For this tutorial, we select GWAS summary statistics from link. For illustration, I downloaded UKB_20022_Birth_weight.txt.gz and UKB_21001_Body_mass_index_BMI.txt.gz. Let’s move the downloaded files to [your-working-dir]/gwas/.

ldsc requires the GWAS summary statistics files follow some format. It is described in details here.

In short, it requires your file to have the following columns:

SNP – SNP identifier (e.g., rs number or other SNP ID matching the LDSC files)
N – sample size (which may vary from SNP to SNP).
Z – z-score.

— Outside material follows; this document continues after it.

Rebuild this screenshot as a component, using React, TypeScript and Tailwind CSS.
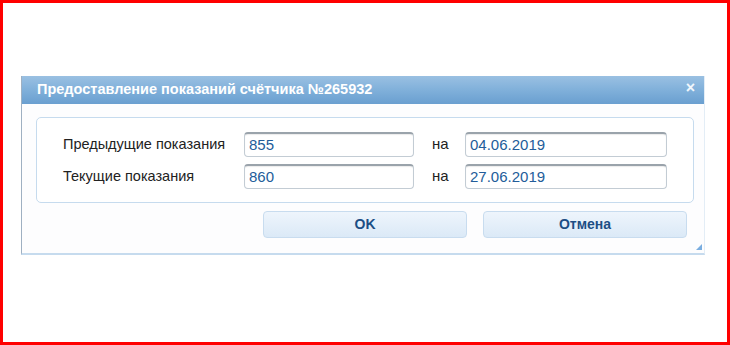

Sign with respect to A1 (warning, possible gotcha)
A1 – first allele (effect allele)
A2 – second allele (other allele)

The recommended practice is to use munge_sumstats.py script shared with the software for this formatting step. For our dataset, we can run

cd [your-working-dir]
mkdir output
python software/ldsc/munge_sumstats.py \
  --sumstats data/gwas/UKB_20022_Birth_weight.txt.gz \
  --N-col sample_size \
  --snp variant_id \
  --a1 effect_allele \
  --a2 non_effect_allele \
  --signed-sumstats zscore,0 \
  --p pvalue \
  --merge-alleles data/eur_w_ld_chr/w_hm3.snplist \
  --out output/UKB_20022_Birth_weight

And run similar command for UKB_21001_Body_mass_index_BMI.txt.gz.

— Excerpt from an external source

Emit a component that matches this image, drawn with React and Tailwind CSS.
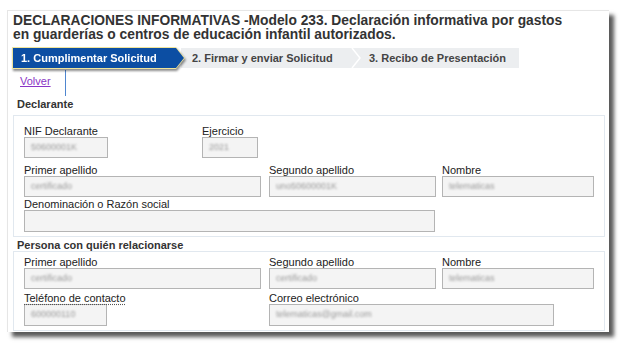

You may notice that the formatting script also does some quality control and sanity check. So, if possible, we’d prefer perform formatting with this script rather than writing our own.

Run LDSC regression

OK, it’s time to run LDSC regression.

cd [your-working-dir]
python software/ldsc/ldsc.py \
  --h2 output/UKB_20022_Birth_weight.sumstats.gz \
  --ref-ld-chr data/eur_w_ld_chr/ \
  --w-ld-chr data/eur_w_ld_chr/ \
  --out output/ldsc_UKB_20022_Birth_weight

--ref-ld-chr is specifying LDSC for the run. --w-ld-chr is specifying the weighting scheme in the linear regression (it is more about technical details).

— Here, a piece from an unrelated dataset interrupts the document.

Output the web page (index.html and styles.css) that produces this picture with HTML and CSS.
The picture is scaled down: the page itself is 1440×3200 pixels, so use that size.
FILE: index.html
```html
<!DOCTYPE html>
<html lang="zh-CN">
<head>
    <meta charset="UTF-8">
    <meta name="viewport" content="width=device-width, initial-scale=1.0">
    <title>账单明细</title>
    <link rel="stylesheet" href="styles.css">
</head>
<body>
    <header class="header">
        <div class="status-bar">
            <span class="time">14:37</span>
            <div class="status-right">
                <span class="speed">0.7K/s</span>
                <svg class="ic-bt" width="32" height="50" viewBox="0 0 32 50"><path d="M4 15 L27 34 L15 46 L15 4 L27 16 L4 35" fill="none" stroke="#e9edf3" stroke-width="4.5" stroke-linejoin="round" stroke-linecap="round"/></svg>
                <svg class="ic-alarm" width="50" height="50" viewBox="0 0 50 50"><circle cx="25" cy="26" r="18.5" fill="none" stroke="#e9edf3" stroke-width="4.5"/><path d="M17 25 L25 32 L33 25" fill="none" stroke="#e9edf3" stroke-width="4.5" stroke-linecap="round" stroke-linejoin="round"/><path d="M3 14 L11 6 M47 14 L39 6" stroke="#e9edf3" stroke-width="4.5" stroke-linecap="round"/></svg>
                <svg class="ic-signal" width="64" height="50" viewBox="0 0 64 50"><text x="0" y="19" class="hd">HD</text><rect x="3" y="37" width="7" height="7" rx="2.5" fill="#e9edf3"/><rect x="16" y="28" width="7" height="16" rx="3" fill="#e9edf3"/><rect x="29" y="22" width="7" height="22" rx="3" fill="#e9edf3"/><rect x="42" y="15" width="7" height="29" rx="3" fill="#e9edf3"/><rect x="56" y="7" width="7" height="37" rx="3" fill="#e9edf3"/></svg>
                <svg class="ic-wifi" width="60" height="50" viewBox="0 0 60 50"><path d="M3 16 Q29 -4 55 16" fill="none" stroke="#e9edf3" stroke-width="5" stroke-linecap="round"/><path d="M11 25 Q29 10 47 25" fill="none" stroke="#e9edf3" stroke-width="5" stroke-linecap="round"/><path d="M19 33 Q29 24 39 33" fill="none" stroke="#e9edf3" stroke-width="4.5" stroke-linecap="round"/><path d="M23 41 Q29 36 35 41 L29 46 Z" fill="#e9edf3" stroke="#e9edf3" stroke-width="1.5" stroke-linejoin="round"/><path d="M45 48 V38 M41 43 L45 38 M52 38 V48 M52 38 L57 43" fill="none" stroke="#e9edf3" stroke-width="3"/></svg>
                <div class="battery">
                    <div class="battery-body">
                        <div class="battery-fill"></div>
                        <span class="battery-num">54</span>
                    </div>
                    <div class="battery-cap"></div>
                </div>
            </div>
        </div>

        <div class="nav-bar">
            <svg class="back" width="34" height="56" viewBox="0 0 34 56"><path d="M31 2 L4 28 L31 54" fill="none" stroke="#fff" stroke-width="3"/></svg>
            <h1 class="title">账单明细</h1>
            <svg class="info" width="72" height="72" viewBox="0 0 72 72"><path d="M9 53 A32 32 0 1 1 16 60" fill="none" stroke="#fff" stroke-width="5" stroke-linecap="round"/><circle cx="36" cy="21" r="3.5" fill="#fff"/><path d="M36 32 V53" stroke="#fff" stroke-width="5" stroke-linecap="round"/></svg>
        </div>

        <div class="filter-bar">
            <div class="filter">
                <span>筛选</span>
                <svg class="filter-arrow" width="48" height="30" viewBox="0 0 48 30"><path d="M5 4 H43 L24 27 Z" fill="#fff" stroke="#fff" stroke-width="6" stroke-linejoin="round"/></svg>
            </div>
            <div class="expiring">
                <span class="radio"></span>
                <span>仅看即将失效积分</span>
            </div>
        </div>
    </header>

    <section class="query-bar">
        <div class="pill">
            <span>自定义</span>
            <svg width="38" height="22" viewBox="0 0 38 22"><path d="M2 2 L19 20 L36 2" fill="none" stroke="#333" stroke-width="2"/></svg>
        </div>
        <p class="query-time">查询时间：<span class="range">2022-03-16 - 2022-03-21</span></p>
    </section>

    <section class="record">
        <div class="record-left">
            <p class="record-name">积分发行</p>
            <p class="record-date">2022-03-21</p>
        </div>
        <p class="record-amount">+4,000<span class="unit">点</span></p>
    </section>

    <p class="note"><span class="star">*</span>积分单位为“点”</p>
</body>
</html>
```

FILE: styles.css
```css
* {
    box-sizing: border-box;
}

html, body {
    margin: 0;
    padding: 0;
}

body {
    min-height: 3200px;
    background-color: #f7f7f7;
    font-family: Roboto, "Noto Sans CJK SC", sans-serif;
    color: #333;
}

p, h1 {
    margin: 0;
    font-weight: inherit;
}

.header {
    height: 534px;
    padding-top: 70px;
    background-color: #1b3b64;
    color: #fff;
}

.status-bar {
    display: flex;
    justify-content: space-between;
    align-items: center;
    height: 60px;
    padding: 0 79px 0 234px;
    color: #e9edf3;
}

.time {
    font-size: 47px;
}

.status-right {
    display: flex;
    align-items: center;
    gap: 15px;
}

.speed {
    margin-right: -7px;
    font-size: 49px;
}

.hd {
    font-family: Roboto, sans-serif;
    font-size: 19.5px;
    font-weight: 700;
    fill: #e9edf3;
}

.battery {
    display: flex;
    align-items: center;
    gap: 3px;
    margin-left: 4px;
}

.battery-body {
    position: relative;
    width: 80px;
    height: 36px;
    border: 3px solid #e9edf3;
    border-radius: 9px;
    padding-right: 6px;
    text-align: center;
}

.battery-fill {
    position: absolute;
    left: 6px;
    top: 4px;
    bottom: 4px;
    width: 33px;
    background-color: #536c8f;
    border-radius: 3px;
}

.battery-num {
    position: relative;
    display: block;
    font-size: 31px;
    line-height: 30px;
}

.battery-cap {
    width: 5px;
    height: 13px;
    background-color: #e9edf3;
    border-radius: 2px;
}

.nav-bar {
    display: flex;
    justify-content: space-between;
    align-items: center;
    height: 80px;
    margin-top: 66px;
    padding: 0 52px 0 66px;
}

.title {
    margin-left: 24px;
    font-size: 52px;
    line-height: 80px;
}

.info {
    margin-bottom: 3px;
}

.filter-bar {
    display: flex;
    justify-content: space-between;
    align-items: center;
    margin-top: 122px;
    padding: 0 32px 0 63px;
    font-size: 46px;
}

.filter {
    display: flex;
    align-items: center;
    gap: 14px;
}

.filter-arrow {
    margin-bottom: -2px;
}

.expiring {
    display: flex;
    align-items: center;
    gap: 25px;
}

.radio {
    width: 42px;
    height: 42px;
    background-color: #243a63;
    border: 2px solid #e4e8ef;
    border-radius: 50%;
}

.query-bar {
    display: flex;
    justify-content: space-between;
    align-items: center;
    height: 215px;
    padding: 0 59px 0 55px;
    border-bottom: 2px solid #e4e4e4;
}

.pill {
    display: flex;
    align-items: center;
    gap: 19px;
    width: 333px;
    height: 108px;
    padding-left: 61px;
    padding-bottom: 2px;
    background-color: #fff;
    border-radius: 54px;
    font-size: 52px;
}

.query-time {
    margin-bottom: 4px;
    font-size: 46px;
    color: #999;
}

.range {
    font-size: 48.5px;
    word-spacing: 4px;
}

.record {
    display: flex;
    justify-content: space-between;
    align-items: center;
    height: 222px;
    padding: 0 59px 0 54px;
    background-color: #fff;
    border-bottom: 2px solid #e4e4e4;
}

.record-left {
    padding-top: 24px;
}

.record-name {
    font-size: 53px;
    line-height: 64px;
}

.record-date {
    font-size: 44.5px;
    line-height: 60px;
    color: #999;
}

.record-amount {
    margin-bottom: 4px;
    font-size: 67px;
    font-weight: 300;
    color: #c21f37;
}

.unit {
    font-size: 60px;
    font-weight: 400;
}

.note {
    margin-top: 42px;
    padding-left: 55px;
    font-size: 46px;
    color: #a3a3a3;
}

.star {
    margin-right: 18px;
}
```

And we can estimate genetic correlation under similar framework B. Bulik-Sullivan et al. (2015).

cd [your-working-dir]
python software/ldsc/ldsc.py \
  --rg output/UKB_20022_Birth_weight.sumstats.gz,output/UKB_21001_Body_mass_index_BMI.sumstats.gz \
  --ref-ld-chr data/eur_w_ld_chr/ \
  --w-ld-chr data/eur_w_ld_chr/ \
  --out output/rg_UKB_20022_Birth_weight_x_UKB_21001_Body_mass_index_BMI

References

Bulik-Sullivan, Brendan, Hilary K Finucane, Verneri Anttila, Alexander Gusev, Felix R Day, Po-Ru Loh, ReproGen Consortium, et al. 2015. “An Atlas of Genetic Correlations Across Human Diseases and Traits.” Nat. Genet. 47 (11): 1236–41.

Bulik-Sullivan, Brendan K, Po-Ru Loh, Hilary K Finucane, Stephan Ripke, Jian Yang, Nick Patterson, Mark J Daly, Alkes L Price, and Benjamin M Neale. 2015. “LD Score Regression Distinguishes Confounding from Polygenicity in Genome-Wide Association Studies.” Nat. Genet. 47 (3): 291–95.